▶ **To do**: Look through the data below and say how many of its lines contain "styles", adding nothing else.

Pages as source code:
****************************************
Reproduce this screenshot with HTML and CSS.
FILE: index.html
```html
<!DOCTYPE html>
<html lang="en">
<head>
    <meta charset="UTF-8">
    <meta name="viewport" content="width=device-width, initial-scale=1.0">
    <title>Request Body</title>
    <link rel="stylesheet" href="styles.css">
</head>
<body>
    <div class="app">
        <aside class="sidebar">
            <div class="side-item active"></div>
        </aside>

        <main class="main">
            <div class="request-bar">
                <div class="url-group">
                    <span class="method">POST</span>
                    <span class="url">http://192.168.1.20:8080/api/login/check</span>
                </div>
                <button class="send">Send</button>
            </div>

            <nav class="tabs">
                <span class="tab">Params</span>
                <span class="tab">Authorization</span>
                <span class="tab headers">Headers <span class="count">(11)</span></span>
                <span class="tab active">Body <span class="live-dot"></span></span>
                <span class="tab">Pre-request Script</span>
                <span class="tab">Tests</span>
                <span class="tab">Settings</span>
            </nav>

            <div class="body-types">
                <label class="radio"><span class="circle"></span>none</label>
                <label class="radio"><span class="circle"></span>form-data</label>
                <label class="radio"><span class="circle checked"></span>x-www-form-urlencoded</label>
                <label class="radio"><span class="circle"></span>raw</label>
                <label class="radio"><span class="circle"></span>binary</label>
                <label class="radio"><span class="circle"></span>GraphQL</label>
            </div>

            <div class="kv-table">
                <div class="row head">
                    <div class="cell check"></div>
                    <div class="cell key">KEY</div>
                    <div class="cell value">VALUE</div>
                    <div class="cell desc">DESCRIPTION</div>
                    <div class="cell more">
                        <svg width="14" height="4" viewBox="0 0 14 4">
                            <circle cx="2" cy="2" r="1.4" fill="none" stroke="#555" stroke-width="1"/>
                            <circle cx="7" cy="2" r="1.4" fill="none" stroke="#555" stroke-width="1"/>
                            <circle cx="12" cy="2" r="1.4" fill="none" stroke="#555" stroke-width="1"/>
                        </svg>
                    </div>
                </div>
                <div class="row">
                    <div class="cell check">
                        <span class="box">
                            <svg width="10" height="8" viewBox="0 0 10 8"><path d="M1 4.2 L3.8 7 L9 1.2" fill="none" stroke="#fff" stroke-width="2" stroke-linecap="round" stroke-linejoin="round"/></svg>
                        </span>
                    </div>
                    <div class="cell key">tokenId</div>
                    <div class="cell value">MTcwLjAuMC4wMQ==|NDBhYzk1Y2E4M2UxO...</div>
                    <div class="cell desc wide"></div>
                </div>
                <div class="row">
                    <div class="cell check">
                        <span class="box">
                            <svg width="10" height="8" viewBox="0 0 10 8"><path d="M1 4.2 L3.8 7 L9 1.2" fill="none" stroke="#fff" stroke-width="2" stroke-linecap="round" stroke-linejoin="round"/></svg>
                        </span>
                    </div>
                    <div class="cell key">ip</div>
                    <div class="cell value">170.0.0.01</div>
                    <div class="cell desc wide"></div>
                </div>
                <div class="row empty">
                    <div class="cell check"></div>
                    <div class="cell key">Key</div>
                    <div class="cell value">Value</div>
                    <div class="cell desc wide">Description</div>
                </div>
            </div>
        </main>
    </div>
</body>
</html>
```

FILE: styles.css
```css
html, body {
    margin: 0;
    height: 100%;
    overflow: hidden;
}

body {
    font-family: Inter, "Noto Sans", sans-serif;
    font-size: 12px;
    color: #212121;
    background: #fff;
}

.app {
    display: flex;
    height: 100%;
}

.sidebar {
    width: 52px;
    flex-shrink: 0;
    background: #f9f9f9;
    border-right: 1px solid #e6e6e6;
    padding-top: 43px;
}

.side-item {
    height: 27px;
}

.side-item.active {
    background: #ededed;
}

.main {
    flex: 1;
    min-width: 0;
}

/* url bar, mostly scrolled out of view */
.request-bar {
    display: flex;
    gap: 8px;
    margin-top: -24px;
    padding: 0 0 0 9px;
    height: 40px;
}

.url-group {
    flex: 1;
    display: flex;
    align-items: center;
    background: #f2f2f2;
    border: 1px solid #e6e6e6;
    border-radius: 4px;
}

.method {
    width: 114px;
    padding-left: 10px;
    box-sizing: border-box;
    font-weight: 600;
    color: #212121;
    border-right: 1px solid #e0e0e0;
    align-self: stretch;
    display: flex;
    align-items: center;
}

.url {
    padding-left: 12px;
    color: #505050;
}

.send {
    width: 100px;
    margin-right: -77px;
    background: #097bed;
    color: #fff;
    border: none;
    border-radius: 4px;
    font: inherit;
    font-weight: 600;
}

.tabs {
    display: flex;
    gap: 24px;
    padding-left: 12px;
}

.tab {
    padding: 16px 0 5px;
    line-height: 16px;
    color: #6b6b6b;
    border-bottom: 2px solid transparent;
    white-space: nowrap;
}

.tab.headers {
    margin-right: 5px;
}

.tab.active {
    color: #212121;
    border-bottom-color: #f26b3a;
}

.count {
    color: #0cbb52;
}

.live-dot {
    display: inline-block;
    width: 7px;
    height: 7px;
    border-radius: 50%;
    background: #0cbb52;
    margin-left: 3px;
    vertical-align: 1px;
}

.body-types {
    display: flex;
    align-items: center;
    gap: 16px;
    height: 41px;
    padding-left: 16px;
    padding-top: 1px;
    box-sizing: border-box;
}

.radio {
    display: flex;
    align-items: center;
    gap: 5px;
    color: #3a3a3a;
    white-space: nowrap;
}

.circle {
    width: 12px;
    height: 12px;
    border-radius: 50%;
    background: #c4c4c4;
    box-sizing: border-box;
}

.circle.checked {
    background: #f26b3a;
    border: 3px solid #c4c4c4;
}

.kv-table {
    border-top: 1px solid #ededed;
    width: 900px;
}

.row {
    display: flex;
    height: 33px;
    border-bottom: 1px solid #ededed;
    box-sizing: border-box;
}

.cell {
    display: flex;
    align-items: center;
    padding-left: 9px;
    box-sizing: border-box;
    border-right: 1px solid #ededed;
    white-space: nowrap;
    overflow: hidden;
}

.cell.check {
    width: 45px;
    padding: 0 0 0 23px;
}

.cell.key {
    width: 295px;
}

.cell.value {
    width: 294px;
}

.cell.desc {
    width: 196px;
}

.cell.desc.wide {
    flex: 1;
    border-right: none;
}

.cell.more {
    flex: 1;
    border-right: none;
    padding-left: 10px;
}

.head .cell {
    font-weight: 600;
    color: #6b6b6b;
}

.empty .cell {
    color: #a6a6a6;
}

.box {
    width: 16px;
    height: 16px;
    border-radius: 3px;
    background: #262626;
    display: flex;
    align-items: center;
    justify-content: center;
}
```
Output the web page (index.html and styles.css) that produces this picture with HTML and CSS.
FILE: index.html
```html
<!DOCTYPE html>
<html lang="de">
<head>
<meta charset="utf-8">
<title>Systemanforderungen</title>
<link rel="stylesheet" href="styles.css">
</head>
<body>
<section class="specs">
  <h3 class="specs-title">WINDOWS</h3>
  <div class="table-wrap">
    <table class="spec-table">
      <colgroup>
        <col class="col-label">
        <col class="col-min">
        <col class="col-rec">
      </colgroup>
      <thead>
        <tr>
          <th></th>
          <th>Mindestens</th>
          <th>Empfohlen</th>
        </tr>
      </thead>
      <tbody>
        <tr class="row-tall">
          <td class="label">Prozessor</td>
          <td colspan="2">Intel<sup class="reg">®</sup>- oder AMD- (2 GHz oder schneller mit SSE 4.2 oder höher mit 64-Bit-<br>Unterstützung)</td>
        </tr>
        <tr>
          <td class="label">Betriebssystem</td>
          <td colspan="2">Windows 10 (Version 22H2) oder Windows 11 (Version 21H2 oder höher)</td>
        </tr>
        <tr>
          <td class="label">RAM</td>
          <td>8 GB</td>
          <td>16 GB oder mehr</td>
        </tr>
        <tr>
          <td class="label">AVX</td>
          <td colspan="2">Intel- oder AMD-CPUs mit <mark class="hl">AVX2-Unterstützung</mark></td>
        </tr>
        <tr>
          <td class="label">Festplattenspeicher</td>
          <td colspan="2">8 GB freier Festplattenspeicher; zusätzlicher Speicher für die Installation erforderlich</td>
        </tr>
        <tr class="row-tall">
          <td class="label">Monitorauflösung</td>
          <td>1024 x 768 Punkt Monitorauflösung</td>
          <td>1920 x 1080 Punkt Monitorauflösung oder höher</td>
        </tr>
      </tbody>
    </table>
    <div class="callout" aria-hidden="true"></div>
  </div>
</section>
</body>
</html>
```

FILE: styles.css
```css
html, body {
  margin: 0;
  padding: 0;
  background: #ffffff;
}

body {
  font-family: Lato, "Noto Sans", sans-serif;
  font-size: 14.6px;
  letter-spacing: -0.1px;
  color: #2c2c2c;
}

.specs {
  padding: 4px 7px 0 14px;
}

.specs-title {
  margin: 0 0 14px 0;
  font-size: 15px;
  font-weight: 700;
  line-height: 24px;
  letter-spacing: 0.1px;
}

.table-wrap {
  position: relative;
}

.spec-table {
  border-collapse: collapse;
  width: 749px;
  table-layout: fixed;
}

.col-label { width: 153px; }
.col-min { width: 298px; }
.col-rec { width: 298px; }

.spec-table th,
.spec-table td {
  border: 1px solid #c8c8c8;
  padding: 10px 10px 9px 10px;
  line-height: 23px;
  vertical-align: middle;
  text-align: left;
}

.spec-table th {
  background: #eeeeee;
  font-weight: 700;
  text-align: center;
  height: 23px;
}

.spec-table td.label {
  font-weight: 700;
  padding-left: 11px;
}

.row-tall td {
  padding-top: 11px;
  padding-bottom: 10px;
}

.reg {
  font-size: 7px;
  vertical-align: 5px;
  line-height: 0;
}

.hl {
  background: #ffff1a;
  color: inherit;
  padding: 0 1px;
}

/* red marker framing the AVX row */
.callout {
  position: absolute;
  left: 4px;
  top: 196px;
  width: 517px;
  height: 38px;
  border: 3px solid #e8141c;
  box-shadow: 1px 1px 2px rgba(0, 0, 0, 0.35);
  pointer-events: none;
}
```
****************************************
▶ **Result for this exercise**: 5